Rom. 12:15 "Rejoice with them that rejoice; weep with them that weep." James 1:27 "Pure religion and undefiled before our God and Father is this, to visit the fatherless and widows in their affliction, and to keep oneself unspotted from the world." We can't raise anyone from the dead, but we can be with them, weep with them, sit with them. We can see to their needs as they go through their grieving process and beyond if the death has left them without support. We can't work miracles, but in every way that Jesus showed compassion, we can too.
And we can all teach the Gospel. Not all are gifted with the abilities to be teachers, whether in a public way or in one-on-one settings. Nor should all try (James 3:1). But every Christian can live his/her life in such a way that his light shines for all the world to see (Matt. 5:14-16). We can all be ready to explain the reason for the hope we in Christ (1 Pet. 3:15). This doesn't need to be erudite exposition, just a simple reason why we have hope. If a Christian who doesn't teach then interests his friend or neighbor he can call on one of the teachers to help follow up. But all can proclaim the Gospel in our lives.

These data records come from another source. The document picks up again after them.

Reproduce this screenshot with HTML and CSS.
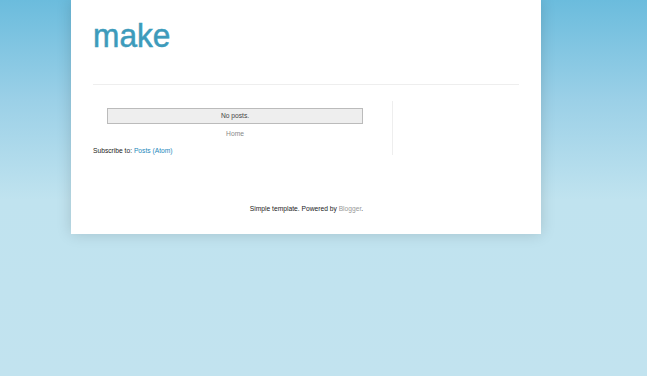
FILE: index.html
```html
<!DOCTYPE html>
<html>
<head>
<meta charset="utf-8">
<link rel="stylesheet" href="styles.css">
</head>
<body>
<div class="page">
  <div class="content">
    <header class="header">
      <h1 class="title">make</h1>
    </header>
    <div class="columns">
      <main class="main">
        <div class="noposts">No posts.</div>
        <div class="home">Home</div>
        <div class="subscribe">Subscribe to: <a href="#">Posts (Atom)</a></div>
      </main>
      <aside class="sidebar"></aside>
    </div>
    <footer class="footer">Simple template. Powered by <a href="#">Blogger</a>.</footer>
  </div>
</div>
</body>
</html>
```
FILE: styles.css
```css
html, body {
  margin: 0;
  padding: 0;
}
body {
  height: 376px;
  overflow: hidden;
  background: linear-gradient(to bottom, #6bbcdd 0px, #9bd0e7 100px, #c0e3ef 200px, #c2e3ef 376px);
  font-family: "Liberation Sans", Arial, sans-serif;
  font-size: 6.7px;
  color: #222;
}
.page {
  padding-left: 71px;
}
.content {
  width: 470px;
  height: 234px;
  background: #fff;
  box-shadow: 0 0 14px rgba(0, 0, 0, 0.15);
  box-sizing: border-box;
  padding: 0 22px;
}
.header {
  height: 85px;
  border-bottom: 1px solid #eeeeee;
  box-sizing: border-box;
}
.title {
  margin: 0;
  padding-top: 16px;
  font-weight: normal;
  font-size: 33px;
  line-height: 40px;
  color: #3d9bbb;
  transform: scaleX(0.96);
  transform-origin: left;
  display: inline-block;
  -webkit-text-stroke: 0.5px #3d9bbb;
}
.columns {
  display: flex;
  margin-top: 16px;
}
.main {
  width: 300px;
  border-right: 1px solid #eeeeee;
  height: 54px;
  box-sizing: border-box;
}
.noposts {
  margin: 7px 0 0 14px;
  width: 256px;
  height: 16px;
  box-sizing: border-box;
  background: #eeeeee;
  border: 1px solid #bbbbbb;
  text-align: center;
  line-height: 14px;
  color: #444;
}
.home {
  width: 284px;
  text-align: center;
  margin-top: 5px;
  color: #888;
  line-height: 10px;
}
.subscribe {
  margin-top: 7px;
  line-height: 10px;
}
a {
  color: #2288bb;
  text-decoration: none;
}
.footer {
  margin-top: 49px;
  text-align: center;
  line-height: 10px;
  padding-left: 1px;
}
.footer a {
  color: #999;
}
```
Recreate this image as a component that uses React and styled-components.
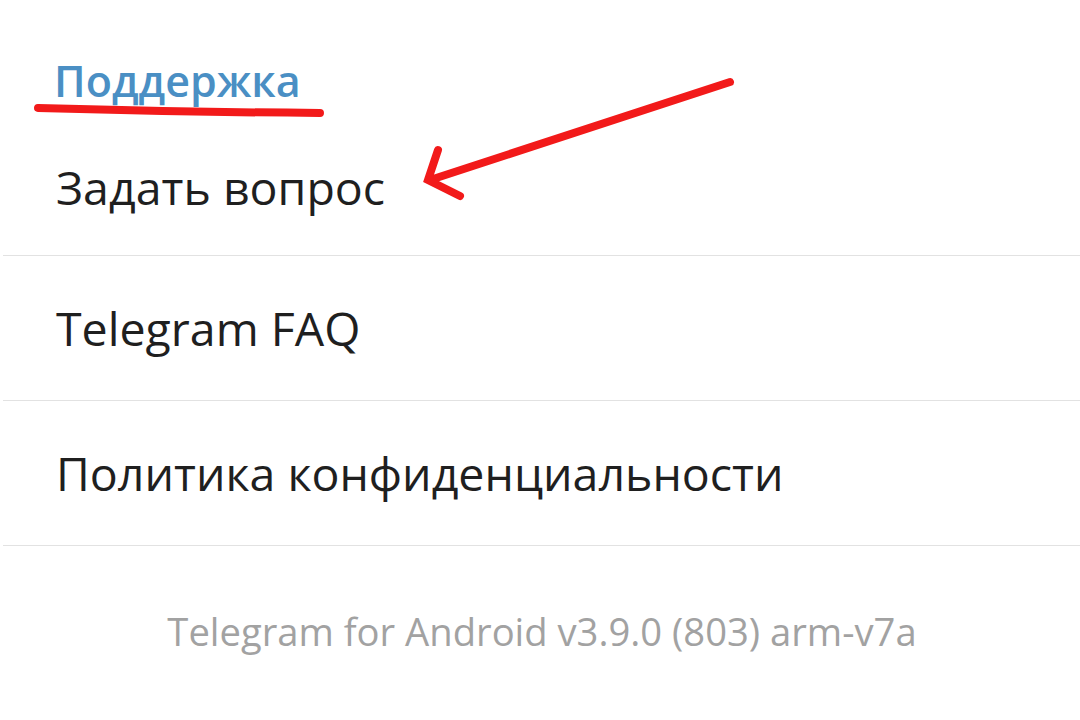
import styled, { createGlobalStyle } from "styled-components";

const GlobalStyle = createGlobalStyle`
  html, body {
    margin: 0;
    padding: 0;
    background: #ffffff;
  }
  body {
    font-family: "Open Sans", "Noto Sans", sans-serif;
  }
`;

const Page = styled.div`
  position: relative;
  width: 1080px;
  height: 720px;
  overflow: hidden;
  background: #ffffff;
`;

const Section = styled.div`
  display: flex;
  flex-direction: column;
`;

const SectionTitle = styled.div`
  height: 111px;
  display: flex;
  align-items: flex-end;
  padding-left: 54px;
  padding-bottom: 1px;
  box-sizing: border-box;
  font-size: 43px;
  font-weight: 600;
  color: #4a8fc4;
`;

const Row = styled.div`
  height: 145px;
  display: flex;
  align-items: center;
  padding-left: 53px;
  padding-top: ${(p) => (p.$first ? "8px" : "0")};
  box-sizing: border-box;
  font-size: 46.5px;
  color: #1f1f1f;
  border-bottom: 1.5px solid #e2e2e2;
  margin-left: 3px;
`;

const Version = styled.div`
  height: 170px;
  display: flex;
  align-items: center;
  justify-content: center;
  font-size: 38.2px;
  color: #a2a2a2;
  padding-left: 4px;
`;

const Marks = styled.svg`
  position: absolute;
  left: 0;
  top: 0;
  pointer-events: none;
`;

export default function App() {
  return (
    <Page>
      <GlobalStyle />
      <Section>
        <SectionTitle>Поддержка</SectionTitle>
        <Row $first>Задать вопрос</Row>
        <Row>Telegram FAQ</Row>
        <Row>Политика конфиденциальности</Row>
        <Version>Telegram for Android v3.9.0 (803) arm-v7a</Version>
      </Section>
      <Marks width="1080" height="720" viewBox="0 0 1080 720">
        <g stroke="#f21a1a" strokeWidth="8" strokeLinecap="round" fill="none">
          <path d="M38 108 Q180 112 320 113" />
          <path d="M730 82 L430 180" />
          <path d="M438 150 L428 180 L460 196" />
        </g>
      </Marks>
    </Page>
  );
}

We can also sacrifice for others. 1 Cor. 8:13 "Wherefore, if meat causeth my brother to stumble, I will eat no flesh for evermore, that I cause not my brother to stumble." The eating of meat isn't a problem in modern churches, but anything I'm doing that could harm a brother -- even if I have a right to do it -- should be sacrificed for our love for each other. 1 Cor. 6:7 "Nay, already it is altogether a defect in you, that ye have lawsuits one with another. Why not rather take wrong? why not rather be defrauded?" It is better to accept wrong than cause trouble in the church. We can, and should, sacrifice our desires for our brethren.
Our Lord went about doing good. Can we do any less?